Which lines hold the word "React"? Show each of them.
START
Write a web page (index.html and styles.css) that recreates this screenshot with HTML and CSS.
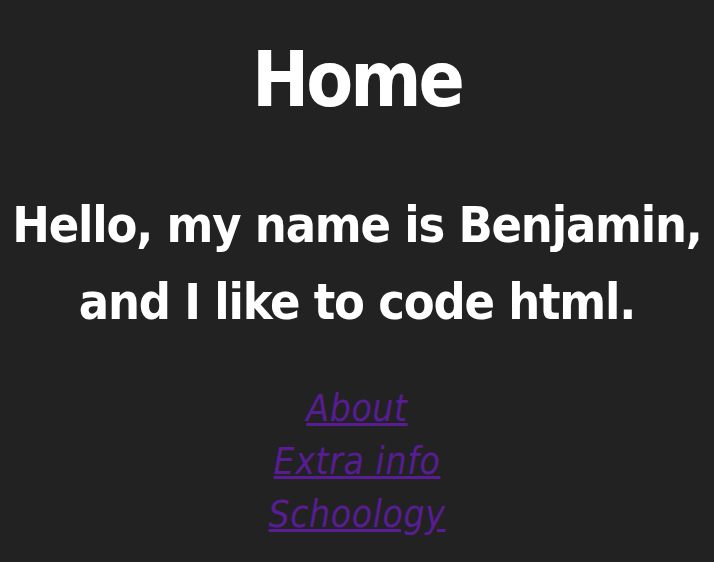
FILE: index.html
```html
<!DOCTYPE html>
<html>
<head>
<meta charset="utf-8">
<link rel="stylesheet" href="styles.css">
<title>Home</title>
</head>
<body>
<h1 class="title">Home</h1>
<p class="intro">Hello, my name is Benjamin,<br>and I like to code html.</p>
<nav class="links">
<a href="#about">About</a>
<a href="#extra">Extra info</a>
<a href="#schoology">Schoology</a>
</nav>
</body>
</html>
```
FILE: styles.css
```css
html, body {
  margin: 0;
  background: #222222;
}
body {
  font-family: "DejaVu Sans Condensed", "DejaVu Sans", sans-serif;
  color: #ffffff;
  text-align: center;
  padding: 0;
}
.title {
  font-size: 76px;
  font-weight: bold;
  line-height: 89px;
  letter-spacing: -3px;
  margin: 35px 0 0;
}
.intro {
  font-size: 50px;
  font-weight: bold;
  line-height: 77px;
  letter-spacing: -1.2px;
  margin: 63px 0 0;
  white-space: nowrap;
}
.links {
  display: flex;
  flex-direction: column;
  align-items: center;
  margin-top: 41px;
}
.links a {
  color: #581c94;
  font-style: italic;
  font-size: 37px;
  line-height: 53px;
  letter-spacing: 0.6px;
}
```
END
START
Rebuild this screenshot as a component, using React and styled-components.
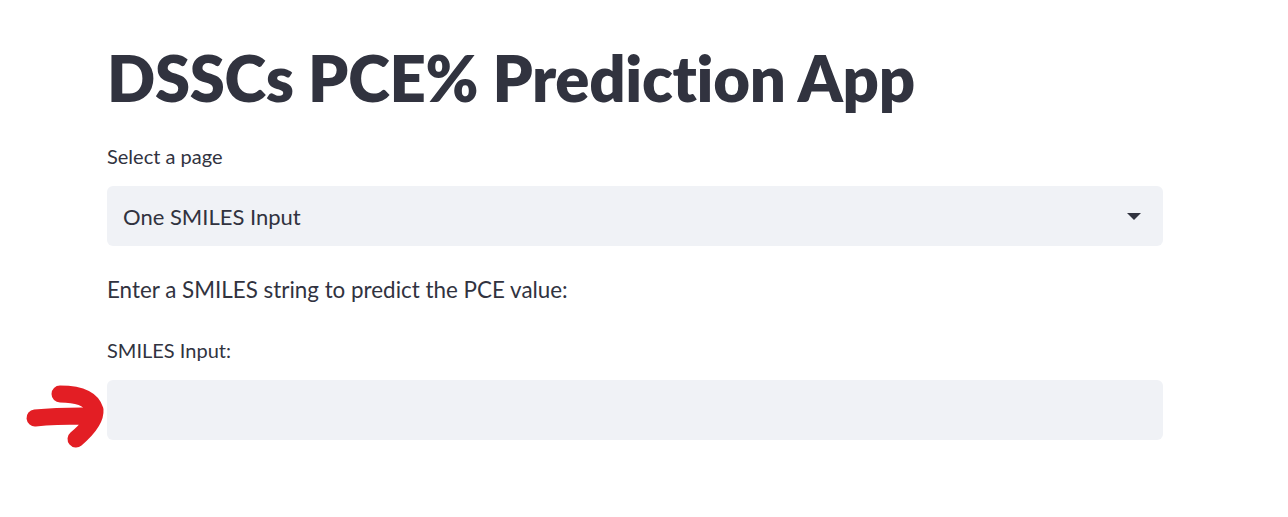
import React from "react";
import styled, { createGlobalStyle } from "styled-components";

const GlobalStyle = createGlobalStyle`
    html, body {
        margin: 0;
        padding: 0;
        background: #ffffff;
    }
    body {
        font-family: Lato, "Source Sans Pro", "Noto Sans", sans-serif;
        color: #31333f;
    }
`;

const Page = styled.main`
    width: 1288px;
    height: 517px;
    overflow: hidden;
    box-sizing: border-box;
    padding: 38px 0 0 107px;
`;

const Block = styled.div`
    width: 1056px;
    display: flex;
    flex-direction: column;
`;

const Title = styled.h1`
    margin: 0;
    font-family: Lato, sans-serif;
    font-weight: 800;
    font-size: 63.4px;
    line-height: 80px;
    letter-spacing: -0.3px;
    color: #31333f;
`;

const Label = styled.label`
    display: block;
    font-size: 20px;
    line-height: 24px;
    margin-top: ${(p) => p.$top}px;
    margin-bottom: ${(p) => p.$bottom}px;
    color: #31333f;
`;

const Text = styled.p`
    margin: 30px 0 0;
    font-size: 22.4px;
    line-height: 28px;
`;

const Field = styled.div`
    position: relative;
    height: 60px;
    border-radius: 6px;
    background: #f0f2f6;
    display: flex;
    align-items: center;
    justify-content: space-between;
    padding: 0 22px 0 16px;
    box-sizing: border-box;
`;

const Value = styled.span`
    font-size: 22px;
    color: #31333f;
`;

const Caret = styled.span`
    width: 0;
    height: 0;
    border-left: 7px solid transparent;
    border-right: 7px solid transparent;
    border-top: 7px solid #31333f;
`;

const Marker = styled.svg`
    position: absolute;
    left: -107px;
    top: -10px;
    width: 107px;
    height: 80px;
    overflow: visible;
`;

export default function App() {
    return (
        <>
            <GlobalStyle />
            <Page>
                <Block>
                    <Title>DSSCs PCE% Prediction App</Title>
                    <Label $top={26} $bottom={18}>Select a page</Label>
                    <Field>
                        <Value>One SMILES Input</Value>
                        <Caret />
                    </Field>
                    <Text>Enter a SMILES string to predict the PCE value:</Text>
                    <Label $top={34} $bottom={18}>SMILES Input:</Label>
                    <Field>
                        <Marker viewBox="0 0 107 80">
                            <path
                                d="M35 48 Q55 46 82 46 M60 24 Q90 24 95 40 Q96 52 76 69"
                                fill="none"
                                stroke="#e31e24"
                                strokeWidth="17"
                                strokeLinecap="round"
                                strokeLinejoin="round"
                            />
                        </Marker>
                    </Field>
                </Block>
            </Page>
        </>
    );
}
END
START
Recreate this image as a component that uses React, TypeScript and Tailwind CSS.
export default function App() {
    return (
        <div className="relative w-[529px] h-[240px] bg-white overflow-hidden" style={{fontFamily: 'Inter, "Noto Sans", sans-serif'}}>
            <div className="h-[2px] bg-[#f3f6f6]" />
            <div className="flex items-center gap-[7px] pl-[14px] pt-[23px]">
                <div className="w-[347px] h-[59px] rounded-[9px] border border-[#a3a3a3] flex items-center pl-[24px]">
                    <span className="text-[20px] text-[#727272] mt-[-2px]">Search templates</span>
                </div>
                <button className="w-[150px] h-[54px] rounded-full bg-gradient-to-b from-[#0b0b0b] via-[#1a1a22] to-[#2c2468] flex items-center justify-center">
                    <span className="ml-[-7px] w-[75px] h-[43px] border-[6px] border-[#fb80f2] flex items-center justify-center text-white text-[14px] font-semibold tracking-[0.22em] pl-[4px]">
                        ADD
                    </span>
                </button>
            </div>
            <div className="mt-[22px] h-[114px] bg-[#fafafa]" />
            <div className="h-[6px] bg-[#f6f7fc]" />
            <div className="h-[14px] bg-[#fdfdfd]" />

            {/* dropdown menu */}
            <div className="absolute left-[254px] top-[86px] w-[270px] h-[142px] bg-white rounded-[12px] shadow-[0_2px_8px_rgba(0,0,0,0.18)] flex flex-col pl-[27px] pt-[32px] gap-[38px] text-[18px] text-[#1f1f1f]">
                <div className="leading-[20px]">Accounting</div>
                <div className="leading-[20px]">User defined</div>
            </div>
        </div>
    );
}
END
#### CORRECT OUTPUT:
Rebuild this screenshot as a component, using React and styled-components.
import React from "react";
Recreate this image as a component that uses React, TypeScript and Tailwind CSS.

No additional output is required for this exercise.